## Instruction
Return the whole listing exactly as it stands.

## Material provided

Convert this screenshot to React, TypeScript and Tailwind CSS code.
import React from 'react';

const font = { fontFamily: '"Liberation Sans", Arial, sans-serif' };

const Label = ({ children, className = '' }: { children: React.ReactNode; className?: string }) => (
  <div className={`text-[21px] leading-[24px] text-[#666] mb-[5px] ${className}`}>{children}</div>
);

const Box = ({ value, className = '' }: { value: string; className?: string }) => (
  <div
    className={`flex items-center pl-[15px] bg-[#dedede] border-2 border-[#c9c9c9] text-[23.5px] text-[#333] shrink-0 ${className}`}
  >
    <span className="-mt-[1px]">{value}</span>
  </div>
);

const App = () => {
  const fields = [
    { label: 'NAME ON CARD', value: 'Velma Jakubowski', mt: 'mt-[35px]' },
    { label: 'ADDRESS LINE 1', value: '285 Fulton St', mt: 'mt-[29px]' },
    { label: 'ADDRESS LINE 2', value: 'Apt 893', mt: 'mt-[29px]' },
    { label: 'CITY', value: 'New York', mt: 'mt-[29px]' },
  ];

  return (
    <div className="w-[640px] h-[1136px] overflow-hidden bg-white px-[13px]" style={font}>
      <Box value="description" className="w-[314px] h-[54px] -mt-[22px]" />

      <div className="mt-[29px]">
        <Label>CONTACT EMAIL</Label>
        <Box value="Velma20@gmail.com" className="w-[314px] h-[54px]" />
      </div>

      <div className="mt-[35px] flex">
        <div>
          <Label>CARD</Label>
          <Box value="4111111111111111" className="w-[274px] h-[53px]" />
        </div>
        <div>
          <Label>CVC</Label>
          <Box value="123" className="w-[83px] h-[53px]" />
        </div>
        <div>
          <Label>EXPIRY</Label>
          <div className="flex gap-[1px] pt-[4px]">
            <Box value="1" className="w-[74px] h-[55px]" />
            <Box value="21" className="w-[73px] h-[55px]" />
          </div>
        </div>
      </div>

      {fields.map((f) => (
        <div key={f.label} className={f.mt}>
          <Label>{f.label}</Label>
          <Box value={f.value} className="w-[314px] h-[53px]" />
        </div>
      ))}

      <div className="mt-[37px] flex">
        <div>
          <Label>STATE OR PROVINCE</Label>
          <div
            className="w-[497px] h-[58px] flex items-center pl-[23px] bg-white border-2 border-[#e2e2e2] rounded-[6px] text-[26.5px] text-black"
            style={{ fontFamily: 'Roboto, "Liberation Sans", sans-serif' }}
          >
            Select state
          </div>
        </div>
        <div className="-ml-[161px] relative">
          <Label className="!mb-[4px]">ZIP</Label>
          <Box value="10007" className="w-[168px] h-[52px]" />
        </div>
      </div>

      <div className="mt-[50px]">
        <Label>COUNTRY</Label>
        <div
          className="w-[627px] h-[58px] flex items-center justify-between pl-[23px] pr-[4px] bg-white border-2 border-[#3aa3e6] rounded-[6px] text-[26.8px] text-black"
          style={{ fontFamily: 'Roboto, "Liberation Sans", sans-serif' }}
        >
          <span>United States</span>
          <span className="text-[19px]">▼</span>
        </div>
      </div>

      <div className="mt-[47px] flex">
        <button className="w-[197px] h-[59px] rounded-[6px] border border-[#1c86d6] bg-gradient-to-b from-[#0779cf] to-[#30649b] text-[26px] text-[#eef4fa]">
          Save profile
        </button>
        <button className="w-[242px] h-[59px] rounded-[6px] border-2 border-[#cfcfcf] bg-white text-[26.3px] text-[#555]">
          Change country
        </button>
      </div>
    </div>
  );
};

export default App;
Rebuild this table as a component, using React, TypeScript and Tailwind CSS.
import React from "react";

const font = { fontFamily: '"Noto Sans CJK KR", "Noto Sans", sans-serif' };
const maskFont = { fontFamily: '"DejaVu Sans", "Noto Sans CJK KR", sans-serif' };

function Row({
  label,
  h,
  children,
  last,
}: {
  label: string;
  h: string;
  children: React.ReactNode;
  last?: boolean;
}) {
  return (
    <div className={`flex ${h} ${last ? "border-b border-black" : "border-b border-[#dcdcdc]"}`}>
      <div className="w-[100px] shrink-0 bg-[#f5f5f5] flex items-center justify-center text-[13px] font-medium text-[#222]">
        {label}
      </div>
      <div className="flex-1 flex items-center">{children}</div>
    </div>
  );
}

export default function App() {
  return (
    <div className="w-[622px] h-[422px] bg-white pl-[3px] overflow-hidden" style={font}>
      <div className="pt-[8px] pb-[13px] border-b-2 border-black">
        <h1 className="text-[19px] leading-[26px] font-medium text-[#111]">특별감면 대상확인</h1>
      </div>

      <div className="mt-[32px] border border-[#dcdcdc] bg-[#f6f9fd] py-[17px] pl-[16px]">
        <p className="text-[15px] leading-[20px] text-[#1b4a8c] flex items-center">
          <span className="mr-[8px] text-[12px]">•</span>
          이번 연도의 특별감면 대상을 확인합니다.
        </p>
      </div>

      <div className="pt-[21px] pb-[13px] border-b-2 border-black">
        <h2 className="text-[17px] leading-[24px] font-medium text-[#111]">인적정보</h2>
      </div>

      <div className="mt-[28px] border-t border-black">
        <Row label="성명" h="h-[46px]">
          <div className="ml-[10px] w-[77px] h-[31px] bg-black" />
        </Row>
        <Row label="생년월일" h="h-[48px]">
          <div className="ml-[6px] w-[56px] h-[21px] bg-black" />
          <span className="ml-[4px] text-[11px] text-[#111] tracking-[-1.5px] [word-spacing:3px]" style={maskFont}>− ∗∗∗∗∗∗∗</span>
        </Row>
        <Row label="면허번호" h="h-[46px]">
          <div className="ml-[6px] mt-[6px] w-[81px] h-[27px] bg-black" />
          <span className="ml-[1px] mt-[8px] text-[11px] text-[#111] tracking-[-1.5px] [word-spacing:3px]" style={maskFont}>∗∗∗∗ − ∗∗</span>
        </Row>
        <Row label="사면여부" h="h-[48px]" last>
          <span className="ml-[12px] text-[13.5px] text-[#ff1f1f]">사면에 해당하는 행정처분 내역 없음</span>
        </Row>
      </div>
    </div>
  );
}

## Response to the task
Convert this screenshot to React, TypeScript and Tailwind CSS code.
import React from 'react';

const font = { fontFamily: '"Liberation Sans", Arial, sans-serif' };

const Label = ({ children, className = '' }: { children: React.ReactNode; className?: string }) => (
  <div className={`text-[21px] leading-[24px] text-[#666] mb-[5px] ${className}`}>{children}</div>
);

const Box = ({ value, className = '' }: { value: string; className?: string }) => (
  <div
    className={`flex items-center pl-[15px] bg-[#dedede] border-2 border-[#c9c9c9] text-[23.5px] text-[#333] shrink-0 ${className}`}
  >
    <span className="-mt-[1px]">{value}</span>
  </div>
);

const App = () => {
  const fields = [
    { label: 'NAME ON CARD', value: 'Velma Jakubowski', mt: 'mt-[35px]' },
    { label: 'ADDRESS LINE 1', value: '285 Fulton St', mt: 'mt-[29px]' },
    { label: 'ADDRESS LINE 2', value: 'Apt 893', mt: 'mt-[29px]' },
    { label: 'CITY', value: 'New York', mt: 'mt-[29px]' },
  ];

  return (
    <div className="w-[640px] h-[1136px] overflow-hidden bg-white px-[13px]" style={font}>
      <Box value="description" className="w-[314px] h-[54px] -mt-[22px]" />

      <div className="mt-[29px]">
        <Label>CONTACT EMAIL</Label>
        <Box value="Velma20@gmail.com" className="w-[314px] h-[54px]" />
      </div>

      <div className="mt-[35px] flex">
        <div>
          <Label>CARD</Label>
          <Box value="4111111111111111" className="w-[274px] h-[53px]" />
        </div>
        <div>
          <Label>CVC</Label>
          <Box value="123" className="w-[83px] h-[53px]" />
        </div>
        <div>
          <Label>EXPIRY</Label>
          <div className="flex gap-[1px] pt-[4px]">
            <Box value="1" className="w-[74px] h-[55px]" />
            <Box value="21" className="w-[73px] h-[55px]" />
          </div>
        </div>
      </div>

      {fields.map((f) => (
        <div key={f.label} className={f.mt}>
          <Label>{f.label}</Label>
          <Box value={f.value} className="w-[314px] h-[53px]" />
        </div>
      ))}

      <div className="mt-[37px] flex">
        <div>
          <Label>STATE OR PROVINCE</Label>
          <div
            className="w-[497px] h-[58px] flex items-center pl-[23px] bg-white border-2 border-[#e2e2e2] rounded-[6px] text-[26.5px] text-black"
            style={{ fontFamily: 'Roboto, "Liberation Sans", sans-serif' }}
          >
            Select state
          </div>
        </div>
        <div className="-ml-[161px] relative">
          <Label className="!mb-[4px]">ZIP</Label>
          <Box value="10007" className="w-[168px] h-[52px]" />
        </div>
      </div>

      <div className="mt-[50px]">
        <Label>COUNTRY</Label>
        <div
          className="w-[627px] h-[58px] flex items-center justify-between pl-[23px] pr-[4px] bg-white border-2 border-[#3aa3e6] rounded-[6px] text-[26.8px] text-black"
          style={{ fontFamily: 'Roboto, "Liberation Sans", sans-serif' }}
        >
          <span>United States</span>
          <span className="text-[19px]">▼</span>
        </div>
      </div>

      <div className="mt-[47px] flex">
        <button className="w-[197px] h-[59px] rounded-[6px] border border-[#1c86d6] bg-gradient-to-b from-[#0779cf] to-[#30649b] text-[26px] text-[#eef4fa]">
          Save profile
        </button>
        <button className="w-[242px] h-[59px] rounded-[6px] border-2 border-[#cfcfcf] bg-white text-[26.3px] text-[#555]">
          Change country
        </button>
      </div>
    </div>
  );
};

export default App;
Rebuild this table as a component, using React, TypeScript and Tailwind CSS.
import React from "react";

const font = { fontFamily: '"Noto Sans CJK KR", "Noto Sans", sans-serif' };
const maskFont = { fontFamily: '"DejaVu Sans", "Noto Sans CJK KR", sans-serif' };

function Row({
  label,
  h,
  children,
  last,
}: {
  label: string;
  h: string;
  children: React.ReactNode;
  last?: boolean;
}) {
  return (
    <div className={`flex ${h} ${last ? "border-b border-black" : "border-b border-[#dcdcdc]"}`}>
      <div className="w-[100px] shrink-0 bg-[#f5f5f5] flex items-center justify-center text-[13px] font-medium text-[#222]">
        {label}
      </div>
      <div className="flex-1 flex items-center">{children}</div>
    </div>
  );
}

export default function App() {
  return (
    <div className="w-[622px] h-[422px] bg-white pl-[3px] overflow-hidden" style={font}>
      <div className="pt-[8px] pb-[13px] border-b-2 border-black">
        <h1 className="text-[19px] leading-[26px] font-medium text-[#111]">특별감면 대상확인</h1>
      </div>

      <div className="mt-[32px] border border-[#dcdcdc] bg-[#f6f9fd] py-[17px] pl-[16px]">
        <p className="text-[15px] leading-[20px] text-[#1b4a8c] flex items-center">
          <span className="mr-[8px] text-[12px]">•</span>
          이번 연도의 특별감면 대상을 확인합니다.
        </p>
      </div>

      <div className="pt-[21px] pb-[13px] border-b-2 border-black">
        <h2 className="text-[17px] leading-[24px] font-medium text-[#111]">인적정보</h2>
      </div>

      <div className="mt-[28px] border-t border-black">
        <Row label="성명" h="h-[46px]">
          <div className="ml-[10px] w-[77px] h-[31px] bg-black" />
        </Row>
        <Row label="생년월일" h="h-[48px]">
          <div className="ml-[6px] w-[56px] h-[21px] bg-black" />
          <span className="ml-[4px] text-[11px] text-[#111] tracking-[-1.5px] [word-spacing:3px]" style={maskFont}>− ∗∗∗∗∗∗∗</span>
        </Row>
        <Row label="면허번호" h="h-[46px]">
          <div className="ml-[6px] mt-[6px] w-[81px] h-[27px] bg-black" />
          <span className="ml-[1px] mt-[8px] text-[11px] text-[#111] tracking-[-1.5px] [word-spacing:3px]" style={maskFont}>∗∗∗∗ − ∗∗</span>
        </Row>
        <Row label="사면여부" h="h-[48px]" last>
          <span className="ml-[12px] text-[13.5px] text-[#ff1f1f]">사면에 해당하는 행정처분 내역 없음</span>
        </Row>
      </div>
    </div>
  );
}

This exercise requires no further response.